This is my personal notebook where I dump thoughts and notes for my future self.

I make no guarantees about the accuracy of anything in here. Read at your own risk!

2024-03-04

Back in Ann Arbor. Need to get in touch with the 545 group so we can get the project started.

Watched the (cringey) videos for 504.

2024-03-05

BS522 in the morning. Need to do the test (tomorrow).

BI529. Talked about Viterbi. Need to sit own and work through this on my own time to make sure I really grok it.

Did Viterbi after lunch. Was pretty straightforward.

PIBS800.

No BS522 lab today.

2024-03-06

Went to watch the videos for BI529 but it looks like there aren't any for tomorrow, so I guess I'm all set there. Cool.

Added link title/slug indexing into mw. I think with that added I might be at the point where I can start dogfooding this thing. Neat.

2024-03-07

BI529. HMM forward/backward. Easy to implement, but I'm not 100% sure I grok where this is going. I ordered the textbook from the 90s they mentioned for $6 used, so maybe that'll help.
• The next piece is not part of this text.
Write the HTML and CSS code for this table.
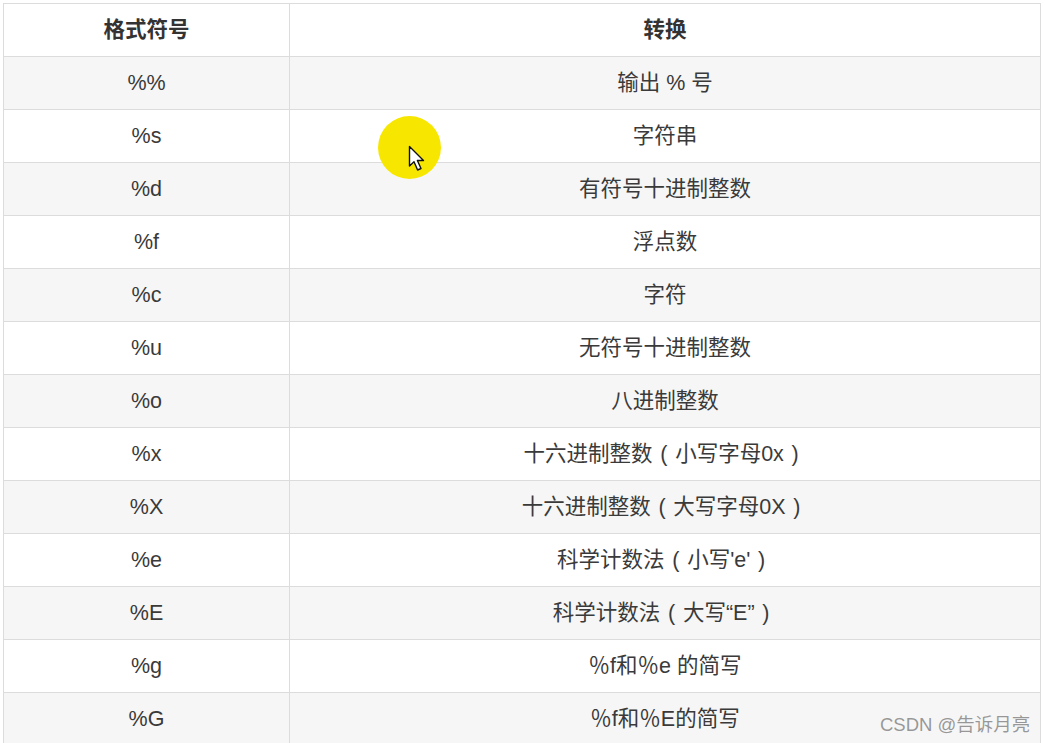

Really need to set up an IRC bouncer so I don't lose chat history. Looked around online and found a couple, pounce seems promising, but annoying to install due to its extreme BSD sporkiness. Poked around a little bit and I think I've managed to get it running by:

Now I need to figure out how to configure the thing and install TLS certs and shit for it, but at least it's built. Need to get this Ansibilized at some point too.

Fuck it, let's just do it. Ansibilized most of the setup, except for the installation described above. I'm also not 100% sure I've done the dehydrated TLS cert shit which is always miserable. But it seems to work, for now.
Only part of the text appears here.